I believe that doubt and uncertainity are important aspects of a person's faith and philosophy and journey through life. I've learned a lot about critical thinking lately. I think you can be like me, in a position where you are unsure about very important parts of your life and you can still come out a strong believer in whatever it is you believe. If it were someone else, perhaps they would have the difficult questions and experience dreadful things and do a whole lot of soul-searching and still end up believing the gospel with all their strength, all their soul, and all their might. This just hasn't been the case for me. It is not without pain and sorrow, this conclusion I've come to. I am terrified that everyone I love and that has loved me, as a "fellow believer," will dislike me and say less than positive things about me. I am afraid I will still be viewed as too impressionable and unable to do what I want.

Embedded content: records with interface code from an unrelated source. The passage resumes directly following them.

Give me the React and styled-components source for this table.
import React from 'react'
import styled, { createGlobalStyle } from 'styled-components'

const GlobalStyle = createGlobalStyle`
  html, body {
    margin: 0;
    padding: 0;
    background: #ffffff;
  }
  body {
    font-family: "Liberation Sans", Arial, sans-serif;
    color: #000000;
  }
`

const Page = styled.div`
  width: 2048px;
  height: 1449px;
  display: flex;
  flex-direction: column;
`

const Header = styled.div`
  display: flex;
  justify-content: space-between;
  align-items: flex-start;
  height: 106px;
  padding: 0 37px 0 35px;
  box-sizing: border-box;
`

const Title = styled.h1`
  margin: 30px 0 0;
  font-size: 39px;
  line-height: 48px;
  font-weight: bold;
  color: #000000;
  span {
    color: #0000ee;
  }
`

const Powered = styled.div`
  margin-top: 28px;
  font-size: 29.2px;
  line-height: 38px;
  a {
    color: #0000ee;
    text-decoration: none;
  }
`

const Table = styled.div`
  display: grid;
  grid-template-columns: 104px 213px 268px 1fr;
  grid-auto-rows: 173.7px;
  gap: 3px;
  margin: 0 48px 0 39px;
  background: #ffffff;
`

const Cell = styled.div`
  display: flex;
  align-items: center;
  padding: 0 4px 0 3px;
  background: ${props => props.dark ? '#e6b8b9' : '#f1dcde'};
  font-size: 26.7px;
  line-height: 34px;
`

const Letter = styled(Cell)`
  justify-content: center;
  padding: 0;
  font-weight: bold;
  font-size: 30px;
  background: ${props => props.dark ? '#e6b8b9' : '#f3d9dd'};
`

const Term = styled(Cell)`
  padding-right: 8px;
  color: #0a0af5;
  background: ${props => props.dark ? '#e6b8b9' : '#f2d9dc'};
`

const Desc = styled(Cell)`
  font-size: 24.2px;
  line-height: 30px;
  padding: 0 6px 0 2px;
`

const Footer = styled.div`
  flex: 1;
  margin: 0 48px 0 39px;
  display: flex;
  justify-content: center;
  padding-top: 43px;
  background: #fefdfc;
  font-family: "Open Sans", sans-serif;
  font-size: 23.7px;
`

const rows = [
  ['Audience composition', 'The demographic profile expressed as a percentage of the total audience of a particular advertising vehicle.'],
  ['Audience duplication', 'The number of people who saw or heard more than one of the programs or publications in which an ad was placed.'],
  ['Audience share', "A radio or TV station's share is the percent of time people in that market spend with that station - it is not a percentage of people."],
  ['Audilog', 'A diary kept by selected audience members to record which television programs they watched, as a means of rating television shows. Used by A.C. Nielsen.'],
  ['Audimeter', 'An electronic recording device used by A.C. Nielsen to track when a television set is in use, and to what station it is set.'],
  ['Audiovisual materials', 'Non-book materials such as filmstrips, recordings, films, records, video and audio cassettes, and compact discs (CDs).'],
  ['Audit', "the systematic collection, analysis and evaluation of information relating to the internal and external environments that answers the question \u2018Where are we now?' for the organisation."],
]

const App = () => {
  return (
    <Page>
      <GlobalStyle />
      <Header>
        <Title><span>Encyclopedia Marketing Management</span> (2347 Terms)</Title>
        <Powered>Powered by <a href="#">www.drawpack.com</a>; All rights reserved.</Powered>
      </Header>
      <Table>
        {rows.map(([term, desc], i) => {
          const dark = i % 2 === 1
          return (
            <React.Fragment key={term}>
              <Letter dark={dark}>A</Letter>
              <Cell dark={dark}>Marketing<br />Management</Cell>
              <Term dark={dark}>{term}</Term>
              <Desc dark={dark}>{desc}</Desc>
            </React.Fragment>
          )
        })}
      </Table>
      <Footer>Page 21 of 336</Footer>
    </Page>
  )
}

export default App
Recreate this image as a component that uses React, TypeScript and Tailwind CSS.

I don't want to lose something that has been a part of my life, no matter how much I don't believe it. It has put a lot of good into my life and shaped who I am, but it is not where I find my identity now.

I don't know how to end this at all. I am shaking at the thought of going through with this, with pressing a button that will essentially turn me into a liar and a heathen to some of you. I don't know what I'm doing. I don't know why I should feel so intimidated by publishing my "deepest, darkest secrets" (which aren't even that dark at all). Shame and fear, my friends.

I still love you all and hope you can feel the same towards me.